Let’s put this all together. Imagine there’s a MitM between me and the internet, intercepting my packets. If I’m using HTTPS, they could tell, for example, that I went to reddit.com at 11:58 PM, but they wouldn’t know if I’m visiting the frontpage, /r/technology, or another, less-safe-for-work page. With effort, it might be possible for them to determine the page based on the amount of data transferred, but it’s unlikely if you’re visiting a dynamic site with lots of content. Since I load the page once and it doesn’t change in real time, connection length should be short and hard to learn anything from.
HTTPS is great, but it’s no silver bullet when it comes to protecting you from your ISP. As stated earlier, it obscures content, but can’t protect metadata. And while little to no effort is required from the end user, server owners need to configure their servers to use it. Unfortunately, there are still many websites that don’t support HTTPS. Also, only web browser traffic can be encrypted with HTTPS. The TLS protocol is used in other applications, but typically isn’t visible to users. This makes it hard to tell when—or if—your application traffic is being encrypted.
A Virtual Private Network (VPN) creates a secure connection between your device and a termination point. It’s essentially like having a private network created within the public internet network, which is why we often refer to a VPN connection as a tunnel. When using a VPN, all of your traffic is encrypted locally on your device, and then sent through the tunnel to your VPN’s termination point—usually a server on whatever VPN service you’re using. At the termination point, your traffic decrypted, and then sent along to its intended destination. Return traffic is sent back to the VPN termination point, where it is encrypted and then sent back through the tunnel to you.
One of the most common uses for VPNs is to allow employees to access company resources remotely. It’s considered best practice to keep internal company assets disconnected from the internet. Users can tunnel to a VPN termination point inside a corporate network, which then allows them access to servers, printers, and other computers—all while keeping them hidden from the internet at large.ADVERTISEMENT
In recent years, VPNs have become popular for personal use, to enhance security and privacy. Take the example of the free Wi-Fi at the coffee shop. It’s easy to sniff traffic on unsecured Wi-Fi networks. It’s also possible you’re connecting to an evil twin network—a fake Wi-Fi access point masquerading as a legitimate one—that hopes to serve malware. If you use a VPN, all they can see is encrypted data, with no indication of where or with whom you’re communicating. The VPN tunnel also provides integrity, meaning that a malicious outsider cannot modify the traffic.

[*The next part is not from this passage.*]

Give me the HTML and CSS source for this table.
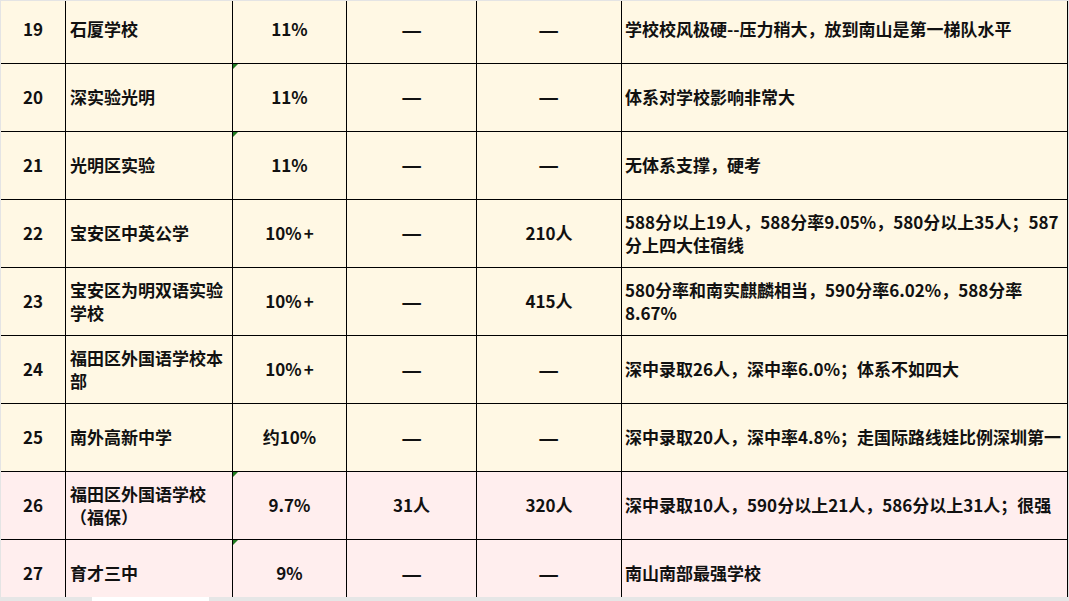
FILE: index.html
```html
<!DOCTYPE html>
<html lang="zh-CN">
<head>
<meta charset="utf-8">
<title>学校统计表</title>
<link rel="stylesheet" href="styles.css">
</head>
<body>
<div class="frame">
  <div class="sheet">
    <div class="cell c-num">19</div>
    <div class="cell c-name">石厦学校</div>
    <div class="cell c-mid">11%</div>
    <div class="cell c-mid"><span class="dash">—</span></div>
    <div class="cell c-mid"><span class="dash">—</span></div>
    <div class="cell c-note">学校校风极硬--压力稍大，放到南山是第一梯队水平</div>

    <div class="cell c-num">20</div>
    <div class="cell c-name">深实验光明</div>
    <div class="cell c-mid flag">11%</div>
    <div class="cell c-mid"><span class="dash">—</span></div>
    <div class="cell c-mid"><span class="dash">—</span></div>
    <div class="cell c-note">体系对学校影响非常大</div>

    <div class="cell c-num">21</div>
    <div class="cell c-name">光明区实验</div>
    <div class="cell c-mid flag">11%</div>
    <div class="cell c-mid"><span class="dash">—</span></div>
    <div class="cell c-mid"><span class="dash">—</span></div>
    <div class="cell c-note">无体系支撑，硬考</div>

    <div class="cell c-num">22</div>
    <div class="cell c-name">宝安区中英公学</div>
    <div class="cell c-mid">10%<span class="plus">+</span></div>
    <div class="cell c-mid"><span class="dash">—</span></div>
    <div class="cell c-mid">210人</div>
    <div class="cell c-note">588分以上19人，588分率9.05%，580分以上35人；587<br>分上四大住宿线</div>

    <div class="cell c-num">23</div>
    <div class="cell c-name">宝安区为明双语实验<br>学校</div>
    <div class="cell c-mid">10%<span class="plus">+</span></div>
    <div class="cell c-mid"><span class="dash">—</span></div>
    <div class="cell c-mid">415人</div>
    <div class="cell c-note">580分率和南实麒麟相当，590分率6.02%，588分率<br>8.67%</div>

    <div class="cell c-num">24</div>
    <div class="cell c-name">福田区外国语学校本<br>部</div>
    <div class="cell c-mid">10%<span class="plus">+</span></div>
    <div class="cell c-mid"><span class="dash">—</span></div>
    <div class="cell c-mid"><span class="dash">—</span></div>
    <div class="cell c-note">深中录取26人，深中率6.0%；体系不如四大</div>

    <div class="cell c-num">25</div>
    <div class="cell c-name">南外高新中学</div>
    <div class="cell c-mid">约10%</div>
    <div class="cell c-mid"><span class="dash">—</span></div>
    <div class="cell c-mid"><span class="dash">—</span></div>
    <div class="cell c-note">深中录取20人，深中率4.8%；走国际路线娃比例深圳第一</div>

    <div class="cell c-num pink">26</div>
    <div class="cell c-name pink">福田区外国语学校<br>（福保）</div>
    <div class="cell c-mid pink flag">9.7%</div>
    <div class="cell c-mid pink">31人</div>
    <div class="cell c-mid pink">320人</div>
    <div class="cell c-note pink">深中录取10人，590分以上21人，586分以上31人；很强</div>

    <div class="cell c-num pink">27</div>
    <div class="cell c-name pink">育才三中</div>
    <div class="cell c-mid pink flag">9%</div>
    <div class="cell c-mid pink"><span class="dash">—</span></div>
    <div class="cell c-mid pink"><span class="dash">—</span></div>
    <div class="cell c-note pink">南山南部最强学校</div>
  </div>
</div>
<div class="hbar"><div class="thumb"></div></div>
</body>
</html>
```

FILE: styles.css
```css
html, body {
  margin: 0;
  padding: 0;
}
body {
  background: #e4e4e4;
  width: 1069px;
  height: 601px;
  overflow: hidden;
  font-family: "Noto Sans CJK SC", "Noto Sans", sans-serif;
  font-weight: 700;
  font-size: 17px;
  color: #111;
}
.frame {
  margin: 1px 0 0 1px;
  width: 1067px;
  height: 596px;
  overflow: hidden;
  background: #fff;
}
.sheet {
  margin-top: -5px;
  display: grid;
  grid-template-columns: 65px 167px 114px 130px 145px 446px;
  grid-auto-rows: 68px;
}
.cell {
  box-sizing: border-box;
  border-right: 1px solid #000;
  border-bottom: 1px solid #000;
  background: #fff8e4;
  display: flex;
  align-items: center;
  line-height: 23px;
  padding-bottom: 2px;
  position: relative;
}
.cell.pink {
  background: #ffeeee;
}
.c-num, .c-mid {
  justify-content: center;
  text-align: center;
}
.c-name {
  padding-left: 4px;
  padding-right: 4px;
}
.c-note {
  padding-left: 3px;
  padding-right: 4px;
}
.dash {
  display: inline-block;
  transform: scale(1.35, 1.2);
}
.plus {
  margin-left: 2px;
}
.flag::before {
  content: "";
  position: absolute;
  left: 0;
  top: 0;
  width: 0;
  height: 0;
  border-top: 5px solid #1f7a1f;
  border-right: 5px solid transparent;
}
.hbar {
  height: 4px;
  background: #e6e6e6;
}
.thumb {
  margin-left: 92px;
  width: 117px;
  height: 4px;
  background: #ffffff;
}
```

When you use a VPN, your ISP can’t see or change what’s going through the encrypted tunnel. Because everything is encrypted until it reaches the termination point, they don’t know what sites you’re visiting or what data you’re sending. ISPs can tell that you’re using a VPN, and see the VPN’s termination point (a good indicator of which VPN service you’re using). They also know how much traffic you’re producing at what times.
Using a VPN can also affect network performance. Congestion on a VPN can slow you down, but in rare cases, you can get better speeds while on a VPN. You should also check if the VPN leaks any information.
Companies and colleges often provide free VPN access for their users. Be sure to check the usage policy; their administrators likely don’t want you streaming video or doing anything unrelated to work on their network. Alternatively, you can pay for access to a VPN service, usually $5-10 a month. You should do some research to choose the best VPN for your needs.
Keep in mind, you must be able to trust your VPN provider. The VPN does prevent your ISP from seeing the tunneled traffic. However, your traffic needs to be decrypted once it reaches the termination point, so that the termination point can forward it to the proper destination. This means your VPN provider can see this information. Many VPN services claim not to log, use, or sell your traffic. However, there often is no way to tell whether or not they follow through on these promises. Even if they are being honest, it’s possible their ISP is mining the data.
In particular, you should be wary of free VPNs. Lately, VPN browser extensions have become popular, largely because of their low/no cost and ease of use. Running a VPN service is expensive, and operators don’t do it out of the goodness of their hearts. Using one of these free services often just switches the ability to spy on you and inject ads from your ISP to the VPN. Remember: when you aren’t paying for a service with operating costs, you are the product.
Ultimately, VPNs are a useful, but imperfect solution. They provide a way to transfer trust from your ISP to a third party, but there’s no easy way to determine if a VPN provider is trustworthy. If you know your ISP can’t be trusted, VPNs may be worth a shot. HTTPS/TLS should be used with a VPN to further enhance your security and privacy.
The Onion Router (Tor) is a system that encrypts and anonymizes traffic. Tor is complex, and whole articles can (and have) been written on it. While Tor is helpful for lots of people, it can be challenging to use correctly. Tor will have a much more noticeable (negative) effect on the quality and performance of your day-to-day internet usage than the other methods mentioned in this article.
ISPs haven’t gained any new powers from this bill, but it has prevented the government from ensuring your privacy. There is no silver bullet to prevent your ISP from spying on you, but there is still plenty of ammunition. Use HTTPS whenever possible to protect message content between you and the destination. Consider using a VPN to tunnel around your ISP. While you’re making changes, consider protecting yourself from other sources of snooping and spying. Configure your operating system’s settings to improve privacy (Windows and OSX), and your web browser as well (Chrome, Firefox, or Opera). Use a search engine that respects your privacy, too. Protecting your privacy is an uphill battle, now more so than ever, but How-To Geek is dedicated to helping you along the way.